In Chaucer’s text, the uncertainty about the name of the rapist is bedded even deeper into the weave of the narrative. On the written page, Chaucer’s Tereus ‘loses’ his name repeatedly, long before the moment at which the averted transformation should have overwritten it with the name of a bird. Copying errors render Philomela’s rapist disturbingly easy to confuse with the protagonist of the previous narrative, the similarly-named Theseus. Scribal confusion between the two would be suspiciously predictable for anyone who knows how medieval scribes tend to operate, and especially in the flowing structure of the Legend of Good Women, which barely marks breaks between separate subsections. Chaucer, who notoriously uses the metaphor of ‘rape’ to describe the copying errors of careless scribes in his ‘Wordes unto Adam Scriveyn,’ may well have anticipated such confusion, and Tereus becomes variously Theseus, Therius, Tireus and Teseus as his narrative unfolds across the manuscripts. In one manuscript, a scribe marking proper names with capital letters, rubric and underlining struggles to recognise ‘Tereus’ as part of the proper name category; in another, the very line in which Chaucer laments the corrupting effects of Tereus’ name on the material fabric of the world is written over a scrubbed-out erasure, the ink darker and spiky over rough scraped parchment. Finally, at the end of the narrative, Chaucer refers to Tereus as a “morderour and knave,” without specifically naming his crime of rape. Like the cutting of Philomela’s revenge from the record, this lapse mutilates the narrative. The earlier passionate emphasis on the corrosive, horrific power of the rapist’s name gives way to a muted uncertainty, a grey area of doubt, and our resistance to its strange vagueness is worn down by the repeated exposure to a rapist whose name does not remain the same throughout the manuscript pages we read.
These scribal errors and erasures occupy the grey area between strategic continuations of the theme of reluctance to name the rapist, and accidental or unconscious errors, whose ironic aptness is only coincidentally visible to us as we read. The rapist – the raptor – slips out of the reach of language, dissimulating, fragmenting, renamed and reclaimed, hidden and excused, under a variety of new versions that rewrite Tereus’ fate slightly differently each time.

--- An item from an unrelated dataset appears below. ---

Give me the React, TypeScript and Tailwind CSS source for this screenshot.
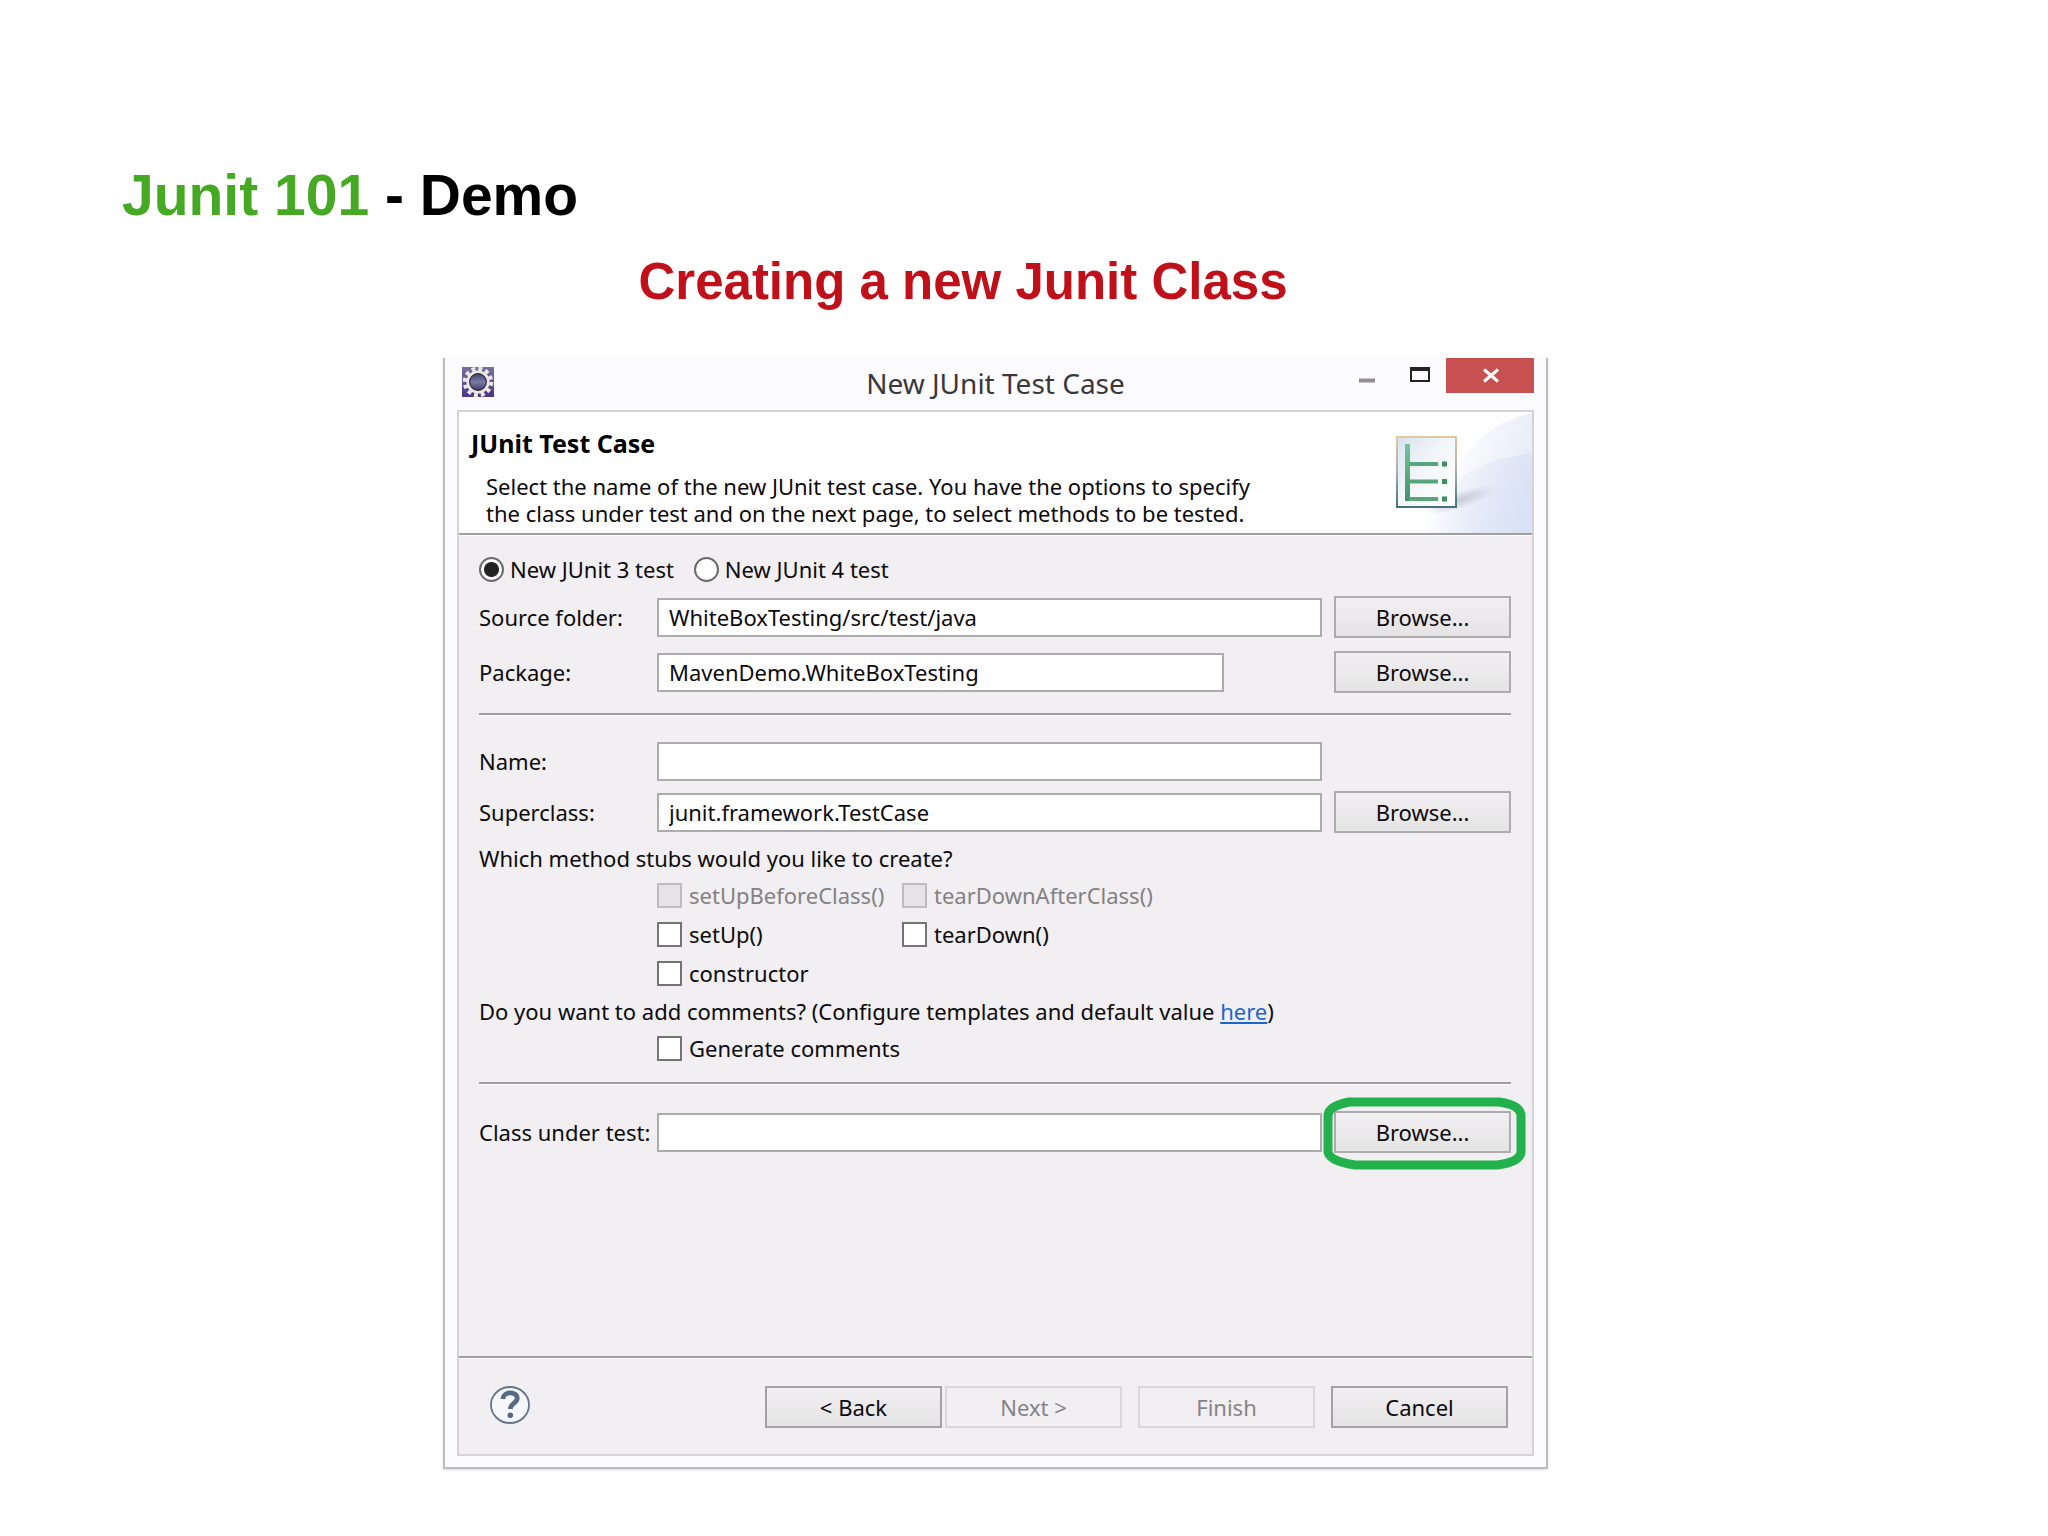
import { ReactNode } from 'react';

interface BrowseButtonProps {
  label: string;
  highlighted?: boolean;
}

interface TextRowProps {
  id: string;
  label: string;
  value?: string;
  inputClassName?: string;
  children?: ReactNode;
}

interface CheckOptionProps {
  id: string;
  label: string;
  disabled?: boolean;
}

interface RadioOptionProps {
  id: string;
  label: string;
  checked?: boolean;
}

interface FooterButtonProps {
  label: string;
  disabled?: boolean;
}

function BrowseButton({ label, highlighted }: BrowseButtonProps) {
  return (
    <div className="relative">
      <button
        type="button"
        aria-label={label}
        className="block w-full h-[42px] border-2 border-[#adabad] bg-linear-to-b from-[#f1eff1] to-[#e5e4e5] text-center"
      >
        Browse...
      </button>
      {highlighted && (
        <svg
          className="absolute -top-3.5 -left-[11px] w-[203px] h-[73px] pointer-events-none"
          viewBox="0 0 203 73"
          fill="none"
          stroke="#22b14c"
          strokeWidth={9}
        >
          <path d="M26 5H176Q198 8 198 19V55Q197 65 174 68H32Q5 64 5 54V18Q6 9 26 5Z" />
        </svg>
      )}
    </div>
  );
}

function TextRow({ id, label, value = '', inputClassName = '', children }: TextRowProps) {
  return (
    <div className="grid grid-cols-[166px_1fr_177px] gap-x-3 items-center h-[42px]">
      <label htmlFor={id} className="whitespace-nowrap">{label}</label>
      <div className={inputClassName}>
        <input
          id={id}
          type="text"
          defaultValue={value}
          className="block w-full h-[39px] px-2.5 border-2 border-[#adabad] bg-white outline-none"
        />
      </div>
      {children}
    </div>
  );
}

function CheckOption({ id, label, disabled }: CheckOptionProps) {
  return (
    <div className="flex items-center gap-[7px] h-7">
      <input
        id={id}
        type="checkbox"
        disabled={disabled}
        className="appearance-none size-[25px] border-2 border-[#757375] bg-white disabled:border-[#bebcbe] disabled:bg-[#e5e3e5]"
      />
      <label htmlFor={id} className={disabled ? 'text-[#838183]' : ''}>{label}</label>
    </div>
  );
}

function RadioOption({ id, label, checked }: RadioOptionProps) {
  return (
    <div className="flex items-center gap-[6px] h-7">
      <input
        id={id}
        type="radio"
        name="junit-version"
        defaultChecked={checked}
        className="appearance-none size-[25px] rounded-full border-2 border-[#6b696b] bg-white checked:bg-[radial-gradient(circle,#222_0,#222_7px,#fff_8px)]"
      />
      <label htmlFor={id}>{label}</label>
    </div>
  );
}

function FooterButton({ label, disabled }: FooterButtonProps) {
  return (
    <button
      type="button"
      disabled={disabled}
      className="w-[177px] h-[42px] border-2 border-[#a3a1a3] bg-linear-to-b from-[#f1eff1] to-[#e5e4e5] disabled:border-[#d9d7d9] disabled:from-[#f1eff1] disabled:to-[#f1eff1] disabled:text-[#858385]"
    >
      {label}
    </button>
  );
}

function Separator() {
  return <hr className="h-[3px] border-t-2 border-b border-t-[#a09ea0] border-b-white" />;
}

function GearIcon() {
  return (
    <svg className="w-8 h-[30px] ml-[5px]" viewBox="0 0 32 30">
      <defs>
        <linearGradient id="gear-bg" x1="0" y1="0" x2="0" y2="1">
          <stop offset="0" stopColor="#77719a" />
          <stop offset="1" stopColor="#4a3488" />
        </linearGradient>
        <linearGradient id="gear-core" x1="0" y1="0" x2="0" y2="1">
          <stop offset="0" stopColor="#3b3a5c" />
          <stop offset="0.5" stopColor="#7a7ba5" />
          <stop offset="1" stopColor="#33305c" />
        </linearGradient>
      </defs>
      <rect width="32" height="30" fill="url(#gear-bg)" />
      <circle cx="16" cy="15" r="13" fill="none" stroke="#ece9e4" strokeWidth="4.5" strokeDasharray="3.8 3.007" />
      <circle cx="16" cy="15" r="10" fill="url(#gear-core)" stroke="#ece9e4" strokeWidth="3.2" />
      <circle cx="16" cy="15" r="8.3" fill="none" stroke="#2b2940" strokeWidth="1.2" />
    </svg>
  );
}

function BannerArt() {
  return (
    <svg className="w-[180px] h-[121px] shrink-0" viewBox="0 0 180 121">
      <defs>
        <linearGradient id="swoosh-back" gradientUnits="userSpaceOnUse" x1="95" y1="40" x2="180" y2="70">
          <stop offset="0" stopColor="#ffffff" />
          <stop offset="1" stopColor="#e4e9f6" />
        </linearGradient>
        <linearGradient id="swoosh-front" gradientUnits="userSpaceOnUse" x1="80" y1="60" x2="180" y2="90">
          <stop offset="0.1" stopColor="#dbe3f5" stopOpacity="0" />
          <stop offset="1" stopColor="#d9e2f5" />
        </linearGradient>
        <linearGradient id="card" x1="0" y1="0" x2="1" y2="1">
          <stop offset="0" stopColor="#d7e2ef" />
          <stop offset="0.45" stopColor="#f3f6f9" />
          <stop offset="1" stopColor="#ffffff" />
        </linearGradient>
        <linearGradient id="card-edge" x1="0" y1="0" x2="0" y2="1">
          <stop offset="0" stopColor="#e3c79d" />
          <stop offset="0.5" stopColor="#a5b0ac" />
          <stop offset="1" stopColor="#45737a" />
        </linearGradient>
        <linearGradient id="tree" x1="0" y1="0" x2="0" y2="1">
          <stop offset="0" stopColor="#79c39b" />
          <stop offset="1" stopColor="#3f9363" />
        </linearGradient>
        <radialGradient id="card-shadow">
          <stop offset="0" stopColor="#9da3b8" stopOpacity="0.5" />
          <stop offset="1" stopColor="#9da3b8" stopOpacity="0" />
        </radialGradient>
      </defs>
      <path d="M180 1C150 8 120 24 106 58C96 86 70 108 30 121H180Z" fill="url(#swoosh-back)" />
      <path d="M180 42C150 44 125 52 104 70C88 88 60 108 30 121H180Z" fill="url(#swoosh-front)" />
      <ellipse cx="108" cy="88" rx="38" ry="9" fill="url(#card-shadow)" transform="rotate(-18 108 88)" />
      <rect x="45" y="25" width="59" height="70" fill="url(#card)" stroke="url(#card-edge)" strokeWidth="2" />
      <rect x="53" y="32" width="5" height="57" fill="url(#tree)" />
      <path d="M57 52H86M57 69.5H86M57 87H86" stroke="#55a67a" strokeWidth="4" />
      <path d="M90 52H95M90 69.5H95M90 87H95" stroke="#3c9060" strokeWidth="5" />
    </svg>
  );
}

function HelpIcon() {
  return (
    <svg className="w-10 h-[38px]" viewBox="0 0 40 38">
      <ellipse cx="20" cy="19" rx="19" ry="18" fill="#f6f7fa" stroke="#66738a" strokeWidth="1.8" />
      <path d="M12.8 13C13.5 4.8 27.2 5 27.2 12.2C27.2 17.2 20.3 17 20.3 23" fill="none" stroke="#566a86" strokeWidth="4.8" />
      <circle cx="20.3" cy="29.3" r="2.8" fill="#566a86" />
    </svg>
  );
}

function TitleBar() {
  return (
    <div className="grid grid-cols-[1fr_auto_1fr] h-[52px]">
      <div className="pt-[9px]">
        <GearIcon />
      </div>
      <h2 className="pt-[7px] text-[28px] leading-9 text-[#3a383a]">New JUnit Test Case</h2>
      <div className="flex justify-end items-start">
        <button type="button" aria-label="Minimize" className="w-12 h-[35px]">
          <svg className="w-12 h-[35px]" viewBox="0 0 48 35">
            <rect x="11" y="20.5" width="16" height="4" fill="#8f8d8f" />
          </svg>
        </button>
        <button type="button" aria-label="Maximize" className="w-[50px] h-[35px]">
          <svg className="w-[50px] h-[35px]" viewBox="0 0 50 35">
            <path fillRule="evenodd" fill="#252325" d="M14 9H34V24H14ZM16 13V22H32V13Z" />
          </svg>
        </button>
        <button type="button" aria-label="Close" className="w-[88px] h-[35px] bg-[#c75050]">
          <svg className="w-[88px] h-[35px]" viewBox="0 0 88 35">
            <path d="M38 11.5L52 23.5M52 11.5L38 23.5" stroke="#fff" strokeWidth="3" />
          </svg>
        </button>
      </div>
    </div>
  );
}

export default function App() {
  return (
    <main className="min-h-screen bg-white pt-[163px] pb-[66px]">
      <h1 className="pl-[122px] font-['Liberation_Sans',Arial,sans-serif] text-[57px] leading-16 font-bold text-black">
        <span className="text-[#45a924]">Junit 101</span> - Demo
      </h1>
      <p className="mt-[23px] mr-[122px] text-center font-['Liberation_Sans',Arial,sans-serif] text-[51px] leading-16 font-bold text-[#c01019]">
        Creating a new Junit Class
      </p>

      <section className="mt-11 ml-[443px] mr-[500px] px-3 pb-[11px] border-x-2 border-b-2 border-[#bdbbbd] bg-[#fcfbfd] shadow-sm font-['Noto_Sans','Open_Sans',sans-serif] text-[22px] leading-7 text-[#0c0a0c]">
        <TitleBar />
        <div className="border-2 border-[#d5d3d5] bg-[#f1eff1]">
          <header className="flex justify-between bg-white">
            <div className="pt-[17px] pl-3">
              <h3 className="text-[25px] font-bold text-black">JUnit Test Case</h3>
              <p className="mt-4 pl-[15px] leading-[27px] whitespace-nowrap">
                Select the name of the new JUnit test case. You have the options to specify
                <br />
                the class under test and on the next page, to select methods to be tested.
              </p>
            </div>
            <BannerArt />
          </header>
          <Separator />

          <form className="pt-[19px] pl-5 pr-[21px] pb-[203px]">
            <div className="flex gap-5">
              <RadioOption id="junit3" label="New JUnit 3 test" checked />
              <RadioOption id="junit4" label="New JUnit 4 test" />
            </div>
            <div className="mt-[13px] mb-5 flex flex-col gap-[13px]">
              <TextRow id="source-folder" label="Source folder:" value="WhiteBoxTesting/src/test/java">
                <BrowseButton label="Browse source folder" />
              </TextRow>
              <TextRow id="package" label="Package:" value="MavenDemo.WhiteBoxTesting" inputClassName="pr-[98px]">
                <BrowseButton label="Browse package" />
              </TextRow>
            </div>
            <Separator />
            <div className="mt-6 flex flex-col gap-[9px]">
              <TextRow id="name" label="Name:" />
              <TextRow id="superclass" label="Superclass:" value="junit.framework.TestCase">
                <BrowseButton label="Browse superclass" />
              </TextRow>
            </div>

            <p className="mt-[11px]">Which method stubs would you like to create?</p>
            <div className="mt-[9px] pl-[178px] grid grid-cols-[245px_1fr] gap-y-[11px]">
              <CheckOption id="set-up-before" label="setUpBeforeClass()" disabled />
              <CheckOption id="tear-down-after" label="tearDownAfterClass()" disabled />
              <CheckOption id="set-up" label="setUp()" />
              <CheckOption id="tear-down" label="tearDown()" />
              <CheckOption id="constructor" label="constructor" />
            </div>

            <p className="mt-2.5">
              Do you want to add comments? (Configure templates and default value{' '}
              <a href="#templates" className="text-[#1a66cc] underline">here</a>)
            </p>
            <div className="mt-[9px] mb-5 pl-[178px]">
              <CheckOption id="generate-comments" label="Generate comments" />
            </div>
            <Separator />
            <div className="mt-[26px]">
              <TextRow id="class-under-test" label="Class under test:">
                <BrowseButton label="Browse class under test" highlighted />
              </TextRow>
            </div>
          </form>

          <Separator />
          <footer className="flex items-start justify-between pt-[27px] pb-[26px] pl-[31px] pr-6">
            <button type="button" aria-label="Help">
              <HelpIcon />
            </button>
            <div className="flex gap-4">
              <div className="flex gap-[3px]">
                <FooterButton label="< Back" />
                <FooterButton label="Next >" disabled />
              </div>
              <FooterButton label="Finish" disabled />
              <FooterButton label="Cancel" />
            </div>
          </footer>
        </div>
      </section>
    </main>
  );
}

Even as he claims to be publicizing Tereus’ crime and naming him as the rapist, Chaucer’s text works against itself, shrouding Tereus’ name in ambiguity, just as the wider tradition of Philomela narratives refuses to commit to a single, unambiguous version of his punishment.
In this, Chaucer constructs a cognitive dissonance about rape that is still hugely influential: a narrative that assures us of the corrosive, powerful importance of naming rapists, and a narrative that simultaneously works to cut out, obscure, rewrite and euphemise, the name of the rapist. What’s strange to me is that this contradictory rhetoric still seems so prevalent in modern responses to the study of rape in medieval texts. This conference season, there were several papers at NCS on the subject (including mine), and from what I heard of conferences at Kalamazoo and Leeds, patterns were similar elsewhere. Papers and posts on the rape in the Reeve’s Tale stir up particular controversy – ask Carissa Harris and Rachel Moss – but there’s a wide trend of responding to the word ‘rape’ in the context of medieval literature with a knee-jerk backlash of qualifications, clarifications and obfuscations. Rape attracts a fluent rhetoric of denial and dismissal, a rhetoric that is both remarkably unchanging across times and places, and incredibly insistent upon the temporal specificity of the doubts it expresses. Of course, it’s necessary to know that raptus is an ambiguous word, but – as Chaucer’s “Legend of Philomela” indicates – that ambiguity has a long history of being pressed into service to blur out the names of rapists, to stop us from naming rape.